(Interface markup and scripts)

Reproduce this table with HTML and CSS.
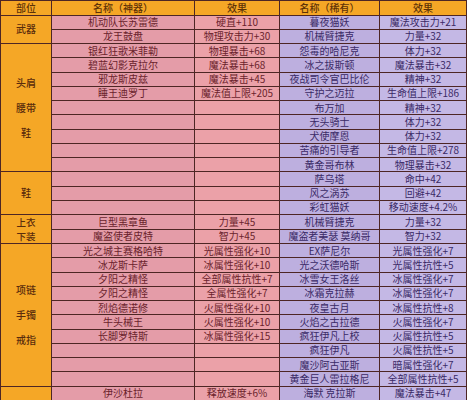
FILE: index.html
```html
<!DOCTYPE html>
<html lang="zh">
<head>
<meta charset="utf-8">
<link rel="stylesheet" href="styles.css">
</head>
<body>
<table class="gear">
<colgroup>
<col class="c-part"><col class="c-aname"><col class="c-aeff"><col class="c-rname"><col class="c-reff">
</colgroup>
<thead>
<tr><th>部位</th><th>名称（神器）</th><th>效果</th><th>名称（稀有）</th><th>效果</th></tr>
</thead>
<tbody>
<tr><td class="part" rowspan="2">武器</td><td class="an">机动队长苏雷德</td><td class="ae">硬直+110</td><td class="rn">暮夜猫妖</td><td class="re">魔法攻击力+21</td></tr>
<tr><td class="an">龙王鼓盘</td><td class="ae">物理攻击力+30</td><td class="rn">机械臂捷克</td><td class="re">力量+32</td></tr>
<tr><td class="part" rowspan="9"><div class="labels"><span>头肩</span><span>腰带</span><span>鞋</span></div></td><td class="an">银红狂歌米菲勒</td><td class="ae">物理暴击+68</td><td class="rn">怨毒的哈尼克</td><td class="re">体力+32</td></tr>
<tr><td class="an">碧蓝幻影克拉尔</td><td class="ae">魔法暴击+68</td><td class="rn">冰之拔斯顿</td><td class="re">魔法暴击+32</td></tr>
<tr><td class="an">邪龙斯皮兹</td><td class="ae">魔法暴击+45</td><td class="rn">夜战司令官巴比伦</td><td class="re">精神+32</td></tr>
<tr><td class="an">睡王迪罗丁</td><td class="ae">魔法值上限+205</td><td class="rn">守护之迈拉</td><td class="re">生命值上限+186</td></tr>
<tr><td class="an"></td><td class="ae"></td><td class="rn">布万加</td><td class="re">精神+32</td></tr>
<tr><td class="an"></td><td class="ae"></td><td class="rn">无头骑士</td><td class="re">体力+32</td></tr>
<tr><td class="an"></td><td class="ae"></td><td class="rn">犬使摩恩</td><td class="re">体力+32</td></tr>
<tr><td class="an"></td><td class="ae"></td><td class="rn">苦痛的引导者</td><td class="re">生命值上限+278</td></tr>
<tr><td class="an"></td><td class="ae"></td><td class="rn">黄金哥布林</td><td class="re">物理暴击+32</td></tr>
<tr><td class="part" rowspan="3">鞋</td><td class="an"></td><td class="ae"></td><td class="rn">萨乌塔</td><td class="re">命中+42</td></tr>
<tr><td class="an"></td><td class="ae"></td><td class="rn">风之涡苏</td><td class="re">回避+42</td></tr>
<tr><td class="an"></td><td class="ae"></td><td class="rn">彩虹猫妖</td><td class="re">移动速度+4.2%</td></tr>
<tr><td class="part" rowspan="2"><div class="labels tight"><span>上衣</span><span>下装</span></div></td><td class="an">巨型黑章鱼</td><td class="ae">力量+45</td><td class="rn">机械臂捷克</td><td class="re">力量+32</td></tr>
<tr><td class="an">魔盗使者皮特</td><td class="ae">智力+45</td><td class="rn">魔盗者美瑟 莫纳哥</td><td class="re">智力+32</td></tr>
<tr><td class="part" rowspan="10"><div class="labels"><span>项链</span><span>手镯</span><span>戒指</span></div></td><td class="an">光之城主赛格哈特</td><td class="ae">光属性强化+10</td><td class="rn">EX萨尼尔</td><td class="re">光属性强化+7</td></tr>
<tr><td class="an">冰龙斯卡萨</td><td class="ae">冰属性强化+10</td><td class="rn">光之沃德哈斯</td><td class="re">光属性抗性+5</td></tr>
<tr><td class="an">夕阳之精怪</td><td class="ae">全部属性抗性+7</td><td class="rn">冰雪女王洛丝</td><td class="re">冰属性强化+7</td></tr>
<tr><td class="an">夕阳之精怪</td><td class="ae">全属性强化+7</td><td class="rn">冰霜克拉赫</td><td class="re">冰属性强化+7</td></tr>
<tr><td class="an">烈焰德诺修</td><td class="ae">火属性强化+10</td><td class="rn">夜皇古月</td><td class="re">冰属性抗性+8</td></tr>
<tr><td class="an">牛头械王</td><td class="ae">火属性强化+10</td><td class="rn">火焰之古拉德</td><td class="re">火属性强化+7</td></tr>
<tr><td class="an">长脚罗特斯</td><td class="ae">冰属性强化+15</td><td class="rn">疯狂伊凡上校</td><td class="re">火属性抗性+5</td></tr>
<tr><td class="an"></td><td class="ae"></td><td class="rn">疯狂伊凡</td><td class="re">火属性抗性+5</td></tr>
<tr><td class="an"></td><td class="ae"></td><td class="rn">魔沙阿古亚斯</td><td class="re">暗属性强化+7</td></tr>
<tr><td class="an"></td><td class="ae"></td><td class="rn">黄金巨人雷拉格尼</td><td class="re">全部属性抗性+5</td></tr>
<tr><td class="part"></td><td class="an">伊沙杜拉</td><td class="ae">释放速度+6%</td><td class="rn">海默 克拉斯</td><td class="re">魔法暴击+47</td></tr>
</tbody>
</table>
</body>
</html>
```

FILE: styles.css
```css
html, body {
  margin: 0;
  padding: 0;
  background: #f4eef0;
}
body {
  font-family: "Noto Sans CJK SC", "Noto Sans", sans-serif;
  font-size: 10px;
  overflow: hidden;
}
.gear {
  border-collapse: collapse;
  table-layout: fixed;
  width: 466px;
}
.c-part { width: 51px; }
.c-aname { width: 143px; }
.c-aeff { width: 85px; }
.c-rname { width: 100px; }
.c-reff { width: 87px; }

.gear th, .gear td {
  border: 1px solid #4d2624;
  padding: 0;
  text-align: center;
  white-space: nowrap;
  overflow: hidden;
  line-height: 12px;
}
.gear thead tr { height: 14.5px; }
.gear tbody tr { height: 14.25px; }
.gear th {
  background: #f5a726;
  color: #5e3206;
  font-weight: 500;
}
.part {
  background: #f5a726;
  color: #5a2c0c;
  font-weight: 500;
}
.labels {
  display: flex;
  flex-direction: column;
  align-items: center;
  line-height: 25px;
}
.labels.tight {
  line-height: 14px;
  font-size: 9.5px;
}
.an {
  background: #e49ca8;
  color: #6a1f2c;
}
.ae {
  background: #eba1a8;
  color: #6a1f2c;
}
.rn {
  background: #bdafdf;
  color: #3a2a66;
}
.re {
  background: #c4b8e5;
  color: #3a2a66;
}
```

* * *

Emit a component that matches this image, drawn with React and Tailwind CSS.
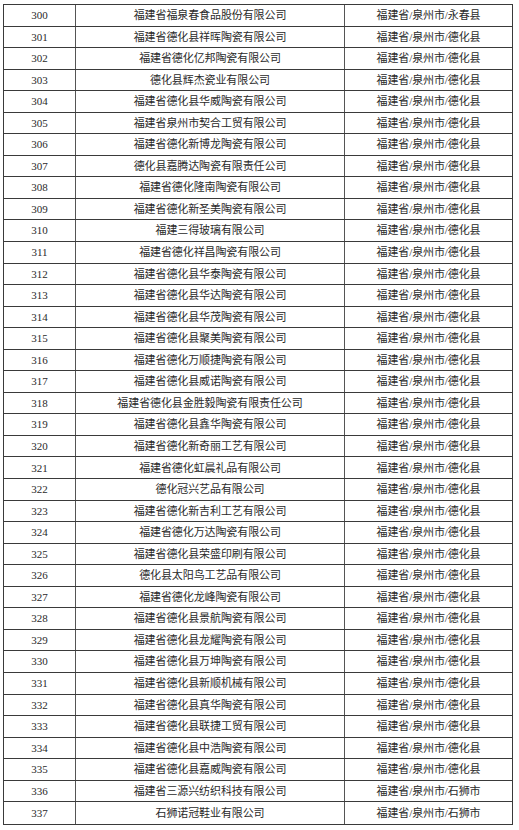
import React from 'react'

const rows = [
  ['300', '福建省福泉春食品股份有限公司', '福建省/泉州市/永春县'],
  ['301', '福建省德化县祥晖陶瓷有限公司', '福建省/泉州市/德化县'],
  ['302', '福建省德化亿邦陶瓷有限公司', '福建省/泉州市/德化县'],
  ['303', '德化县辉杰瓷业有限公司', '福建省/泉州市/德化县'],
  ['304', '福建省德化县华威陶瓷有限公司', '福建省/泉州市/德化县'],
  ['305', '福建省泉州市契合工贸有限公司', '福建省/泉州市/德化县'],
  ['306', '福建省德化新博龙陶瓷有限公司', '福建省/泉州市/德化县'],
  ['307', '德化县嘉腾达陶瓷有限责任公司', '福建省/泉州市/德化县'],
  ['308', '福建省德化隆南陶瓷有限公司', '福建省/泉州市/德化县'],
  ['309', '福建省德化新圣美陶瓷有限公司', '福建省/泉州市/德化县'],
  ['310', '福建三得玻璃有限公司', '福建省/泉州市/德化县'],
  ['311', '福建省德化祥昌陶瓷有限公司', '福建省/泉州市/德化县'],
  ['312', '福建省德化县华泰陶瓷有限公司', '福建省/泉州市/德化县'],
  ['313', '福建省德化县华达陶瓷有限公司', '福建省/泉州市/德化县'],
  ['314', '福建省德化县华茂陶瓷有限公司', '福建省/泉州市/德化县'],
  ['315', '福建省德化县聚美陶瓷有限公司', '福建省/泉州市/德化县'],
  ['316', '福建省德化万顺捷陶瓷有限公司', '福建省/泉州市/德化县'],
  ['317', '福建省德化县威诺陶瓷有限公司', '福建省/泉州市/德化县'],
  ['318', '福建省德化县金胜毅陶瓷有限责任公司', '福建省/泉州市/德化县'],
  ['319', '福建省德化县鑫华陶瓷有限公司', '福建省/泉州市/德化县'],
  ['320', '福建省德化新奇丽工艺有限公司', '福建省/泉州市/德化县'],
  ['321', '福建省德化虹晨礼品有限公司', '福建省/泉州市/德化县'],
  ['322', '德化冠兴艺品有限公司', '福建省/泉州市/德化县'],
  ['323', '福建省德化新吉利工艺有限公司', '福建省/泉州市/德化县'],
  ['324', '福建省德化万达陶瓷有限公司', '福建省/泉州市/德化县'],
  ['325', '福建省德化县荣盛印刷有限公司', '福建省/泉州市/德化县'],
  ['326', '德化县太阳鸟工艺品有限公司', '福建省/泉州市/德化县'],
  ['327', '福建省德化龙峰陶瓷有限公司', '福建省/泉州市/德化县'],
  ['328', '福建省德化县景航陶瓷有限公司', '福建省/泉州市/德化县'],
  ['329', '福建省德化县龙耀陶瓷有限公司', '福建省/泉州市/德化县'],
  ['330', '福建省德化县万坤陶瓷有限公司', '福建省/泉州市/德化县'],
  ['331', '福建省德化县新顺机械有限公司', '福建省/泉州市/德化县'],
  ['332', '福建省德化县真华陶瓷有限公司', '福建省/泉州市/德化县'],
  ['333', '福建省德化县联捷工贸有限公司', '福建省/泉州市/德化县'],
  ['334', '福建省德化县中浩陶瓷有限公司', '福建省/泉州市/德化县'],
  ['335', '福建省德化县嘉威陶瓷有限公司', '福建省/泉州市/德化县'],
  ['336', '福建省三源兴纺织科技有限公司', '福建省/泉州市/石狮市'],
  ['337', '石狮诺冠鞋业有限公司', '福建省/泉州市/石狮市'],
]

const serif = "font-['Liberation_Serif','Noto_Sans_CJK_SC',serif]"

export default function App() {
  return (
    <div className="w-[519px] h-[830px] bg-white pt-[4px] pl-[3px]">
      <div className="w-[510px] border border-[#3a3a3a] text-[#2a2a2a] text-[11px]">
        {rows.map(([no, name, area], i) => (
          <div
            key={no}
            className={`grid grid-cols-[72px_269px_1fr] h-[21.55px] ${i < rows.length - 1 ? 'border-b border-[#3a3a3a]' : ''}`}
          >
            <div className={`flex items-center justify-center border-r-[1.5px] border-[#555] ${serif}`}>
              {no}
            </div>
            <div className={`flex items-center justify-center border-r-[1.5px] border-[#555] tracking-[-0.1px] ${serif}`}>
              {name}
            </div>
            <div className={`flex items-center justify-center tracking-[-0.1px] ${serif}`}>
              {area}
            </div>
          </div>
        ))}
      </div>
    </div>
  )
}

What the task requires:
Tally how many lines of the material contain the word "table". The answer must be the number and nothing else.

The reply:
4